• _Aim_:
Exactly the lines from the start of the data below through the line that contains "const steps = ['数据导入', '数据整理', '数据校验', '薪酬计算']" are to be copied, with pictures left out.

• _Collected data_:
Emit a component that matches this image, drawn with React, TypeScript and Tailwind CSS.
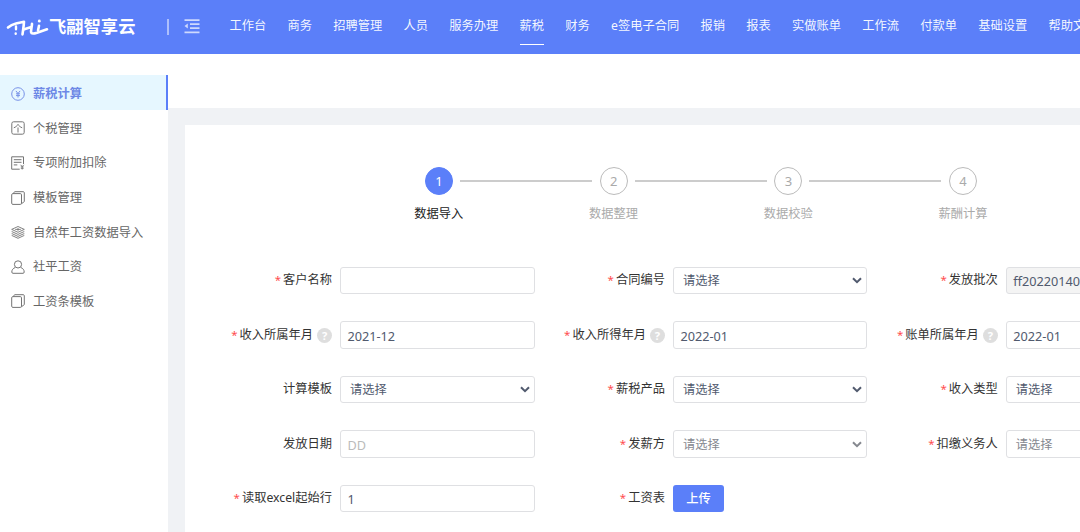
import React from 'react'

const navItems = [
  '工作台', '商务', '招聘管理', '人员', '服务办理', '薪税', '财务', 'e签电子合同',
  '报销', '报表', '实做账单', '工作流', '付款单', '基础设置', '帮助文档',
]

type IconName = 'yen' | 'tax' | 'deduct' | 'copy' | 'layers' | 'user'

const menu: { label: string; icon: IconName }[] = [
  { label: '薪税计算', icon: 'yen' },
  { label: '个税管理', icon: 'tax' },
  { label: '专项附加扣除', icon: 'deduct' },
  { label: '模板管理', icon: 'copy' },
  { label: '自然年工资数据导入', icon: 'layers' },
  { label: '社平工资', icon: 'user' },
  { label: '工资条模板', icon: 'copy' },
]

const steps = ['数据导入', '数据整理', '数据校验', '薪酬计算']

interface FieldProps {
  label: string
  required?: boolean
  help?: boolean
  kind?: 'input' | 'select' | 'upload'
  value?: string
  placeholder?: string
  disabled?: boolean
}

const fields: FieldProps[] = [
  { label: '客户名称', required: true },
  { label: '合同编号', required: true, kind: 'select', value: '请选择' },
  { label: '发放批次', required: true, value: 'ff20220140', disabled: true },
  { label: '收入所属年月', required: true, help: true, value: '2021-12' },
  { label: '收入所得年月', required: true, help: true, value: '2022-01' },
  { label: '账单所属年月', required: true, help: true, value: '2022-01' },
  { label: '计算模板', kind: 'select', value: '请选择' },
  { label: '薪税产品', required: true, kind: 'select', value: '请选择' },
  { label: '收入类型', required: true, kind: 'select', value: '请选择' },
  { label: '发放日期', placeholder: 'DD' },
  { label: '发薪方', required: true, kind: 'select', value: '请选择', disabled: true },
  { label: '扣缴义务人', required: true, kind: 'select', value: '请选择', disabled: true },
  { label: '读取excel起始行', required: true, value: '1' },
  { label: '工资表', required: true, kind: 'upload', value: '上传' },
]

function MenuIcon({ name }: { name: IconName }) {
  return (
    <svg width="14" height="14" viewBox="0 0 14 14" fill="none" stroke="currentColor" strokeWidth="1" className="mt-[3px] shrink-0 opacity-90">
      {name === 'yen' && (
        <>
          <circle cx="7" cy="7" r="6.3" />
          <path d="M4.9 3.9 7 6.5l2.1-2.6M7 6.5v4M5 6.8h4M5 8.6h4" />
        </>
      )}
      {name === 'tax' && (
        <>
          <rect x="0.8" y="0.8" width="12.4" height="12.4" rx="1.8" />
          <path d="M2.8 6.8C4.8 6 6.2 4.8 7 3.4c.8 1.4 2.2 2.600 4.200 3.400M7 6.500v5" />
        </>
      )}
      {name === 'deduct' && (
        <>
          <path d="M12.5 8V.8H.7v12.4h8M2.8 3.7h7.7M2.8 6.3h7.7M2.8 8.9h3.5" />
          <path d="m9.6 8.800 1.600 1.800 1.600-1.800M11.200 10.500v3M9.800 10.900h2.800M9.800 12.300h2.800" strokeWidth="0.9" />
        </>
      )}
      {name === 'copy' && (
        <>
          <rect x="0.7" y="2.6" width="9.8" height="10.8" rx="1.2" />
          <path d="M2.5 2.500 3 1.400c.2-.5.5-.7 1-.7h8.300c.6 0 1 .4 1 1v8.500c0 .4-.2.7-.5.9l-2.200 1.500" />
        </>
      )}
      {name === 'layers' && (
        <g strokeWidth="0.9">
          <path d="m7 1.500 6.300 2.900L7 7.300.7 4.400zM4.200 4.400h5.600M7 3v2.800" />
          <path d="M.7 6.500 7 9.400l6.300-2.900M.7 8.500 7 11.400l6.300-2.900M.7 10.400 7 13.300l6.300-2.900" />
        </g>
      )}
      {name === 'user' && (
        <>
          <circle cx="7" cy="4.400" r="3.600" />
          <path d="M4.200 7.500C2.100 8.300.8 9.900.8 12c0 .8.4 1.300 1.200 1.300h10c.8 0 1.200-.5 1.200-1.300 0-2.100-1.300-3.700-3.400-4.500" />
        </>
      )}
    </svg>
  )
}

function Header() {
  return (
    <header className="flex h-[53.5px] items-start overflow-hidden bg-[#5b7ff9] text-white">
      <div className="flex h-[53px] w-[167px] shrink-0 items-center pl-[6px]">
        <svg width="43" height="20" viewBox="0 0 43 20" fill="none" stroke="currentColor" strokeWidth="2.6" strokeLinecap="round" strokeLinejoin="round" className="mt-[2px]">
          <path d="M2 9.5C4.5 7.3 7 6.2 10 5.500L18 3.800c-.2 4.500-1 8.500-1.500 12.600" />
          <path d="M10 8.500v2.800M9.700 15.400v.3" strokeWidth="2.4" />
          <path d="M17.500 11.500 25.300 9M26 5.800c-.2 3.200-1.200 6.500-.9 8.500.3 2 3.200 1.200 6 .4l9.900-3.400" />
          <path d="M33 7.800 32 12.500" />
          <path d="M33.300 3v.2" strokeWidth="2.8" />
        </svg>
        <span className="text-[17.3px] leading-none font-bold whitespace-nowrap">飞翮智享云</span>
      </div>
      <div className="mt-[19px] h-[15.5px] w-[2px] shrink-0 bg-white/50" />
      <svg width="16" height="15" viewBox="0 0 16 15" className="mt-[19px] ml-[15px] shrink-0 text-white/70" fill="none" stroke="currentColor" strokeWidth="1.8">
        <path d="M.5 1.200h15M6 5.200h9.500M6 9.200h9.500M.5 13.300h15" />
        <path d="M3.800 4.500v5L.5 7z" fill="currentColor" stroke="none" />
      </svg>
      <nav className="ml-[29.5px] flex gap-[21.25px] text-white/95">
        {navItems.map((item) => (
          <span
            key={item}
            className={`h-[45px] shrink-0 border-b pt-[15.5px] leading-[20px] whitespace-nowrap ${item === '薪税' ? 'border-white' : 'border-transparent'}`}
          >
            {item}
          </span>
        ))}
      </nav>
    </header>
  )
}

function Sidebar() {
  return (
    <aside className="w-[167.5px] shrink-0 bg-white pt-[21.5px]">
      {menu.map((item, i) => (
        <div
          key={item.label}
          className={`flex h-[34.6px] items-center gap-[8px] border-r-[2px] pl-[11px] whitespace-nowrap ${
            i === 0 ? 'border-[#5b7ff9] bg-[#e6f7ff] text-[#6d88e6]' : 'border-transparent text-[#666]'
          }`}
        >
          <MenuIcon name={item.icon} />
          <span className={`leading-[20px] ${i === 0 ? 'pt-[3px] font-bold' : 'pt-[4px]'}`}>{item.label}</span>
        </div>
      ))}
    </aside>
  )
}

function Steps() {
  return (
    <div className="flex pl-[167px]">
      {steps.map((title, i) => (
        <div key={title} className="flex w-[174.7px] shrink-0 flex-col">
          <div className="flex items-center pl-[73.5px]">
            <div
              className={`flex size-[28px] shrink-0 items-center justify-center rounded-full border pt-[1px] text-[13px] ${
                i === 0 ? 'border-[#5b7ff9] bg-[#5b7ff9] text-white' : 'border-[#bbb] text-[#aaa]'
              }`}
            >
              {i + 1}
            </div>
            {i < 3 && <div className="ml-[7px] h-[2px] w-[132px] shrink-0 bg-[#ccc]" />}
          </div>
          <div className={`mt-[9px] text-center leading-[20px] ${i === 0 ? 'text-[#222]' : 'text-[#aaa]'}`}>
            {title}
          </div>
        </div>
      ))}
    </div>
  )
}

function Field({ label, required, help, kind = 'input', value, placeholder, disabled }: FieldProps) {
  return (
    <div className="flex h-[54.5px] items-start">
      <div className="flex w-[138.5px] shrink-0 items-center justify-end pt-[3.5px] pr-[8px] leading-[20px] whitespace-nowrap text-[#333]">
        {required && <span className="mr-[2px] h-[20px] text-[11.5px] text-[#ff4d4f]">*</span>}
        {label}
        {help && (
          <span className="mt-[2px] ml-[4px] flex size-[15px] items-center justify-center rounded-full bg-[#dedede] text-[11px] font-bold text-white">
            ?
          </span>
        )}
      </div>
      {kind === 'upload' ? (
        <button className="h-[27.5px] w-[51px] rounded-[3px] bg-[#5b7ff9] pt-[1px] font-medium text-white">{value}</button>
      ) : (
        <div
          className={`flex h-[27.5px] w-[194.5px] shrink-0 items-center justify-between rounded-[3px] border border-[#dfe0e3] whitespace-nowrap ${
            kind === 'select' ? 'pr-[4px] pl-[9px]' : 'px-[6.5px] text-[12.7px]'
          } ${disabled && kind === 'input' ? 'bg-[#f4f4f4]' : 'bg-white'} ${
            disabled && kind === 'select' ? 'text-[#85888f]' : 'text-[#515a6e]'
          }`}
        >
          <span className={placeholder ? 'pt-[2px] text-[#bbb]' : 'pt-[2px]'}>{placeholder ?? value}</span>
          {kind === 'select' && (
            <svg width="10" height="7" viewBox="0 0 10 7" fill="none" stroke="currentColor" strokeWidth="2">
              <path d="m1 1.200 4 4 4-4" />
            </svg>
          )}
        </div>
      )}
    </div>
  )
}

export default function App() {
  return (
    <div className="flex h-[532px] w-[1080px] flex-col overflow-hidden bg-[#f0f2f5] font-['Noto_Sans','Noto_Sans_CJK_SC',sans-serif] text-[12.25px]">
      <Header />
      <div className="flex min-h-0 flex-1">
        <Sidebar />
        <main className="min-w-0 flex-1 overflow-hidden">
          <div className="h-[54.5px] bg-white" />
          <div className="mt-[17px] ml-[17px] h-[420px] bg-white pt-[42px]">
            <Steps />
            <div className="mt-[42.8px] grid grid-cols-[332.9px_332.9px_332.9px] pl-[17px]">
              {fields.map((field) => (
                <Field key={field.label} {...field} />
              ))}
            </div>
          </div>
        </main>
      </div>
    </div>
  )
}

• _Reply_:
Emit a component that matches this image, drawn with React, TypeScript and Tailwind CSS.
import React from 'react'

const navItems = [
  '工作台', '商务', '招聘管理', '人员', '服务办理', '薪税', '财务', 'e签电子合同',
  '报销', '报表', '实做账单', '工作流', '付款单', '基础设置', '帮助文档',
]

type IconName = 'yen' | 'tax' | 'deduct' | 'copy' | 'layers' | 'user'

const menu: { label: string; icon: IconName }[] = [
  { label: '薪税计算', icon: 'yen' },
  { label: '个税管理', icon: 'tax' },
  { label: '专项附加扣除', icon: 'deduct' },
  { label: '模板管理', icon: 'copy' },
  { label: '自然年工资数据导入', icon: 'layers' },
  { label: '社平工资', icon: 'user' },
  { label: '工资条模板', icon: 'copy' },
]

const steps = ['数据导入', '数据整理', '数据校验', '薪酬计算']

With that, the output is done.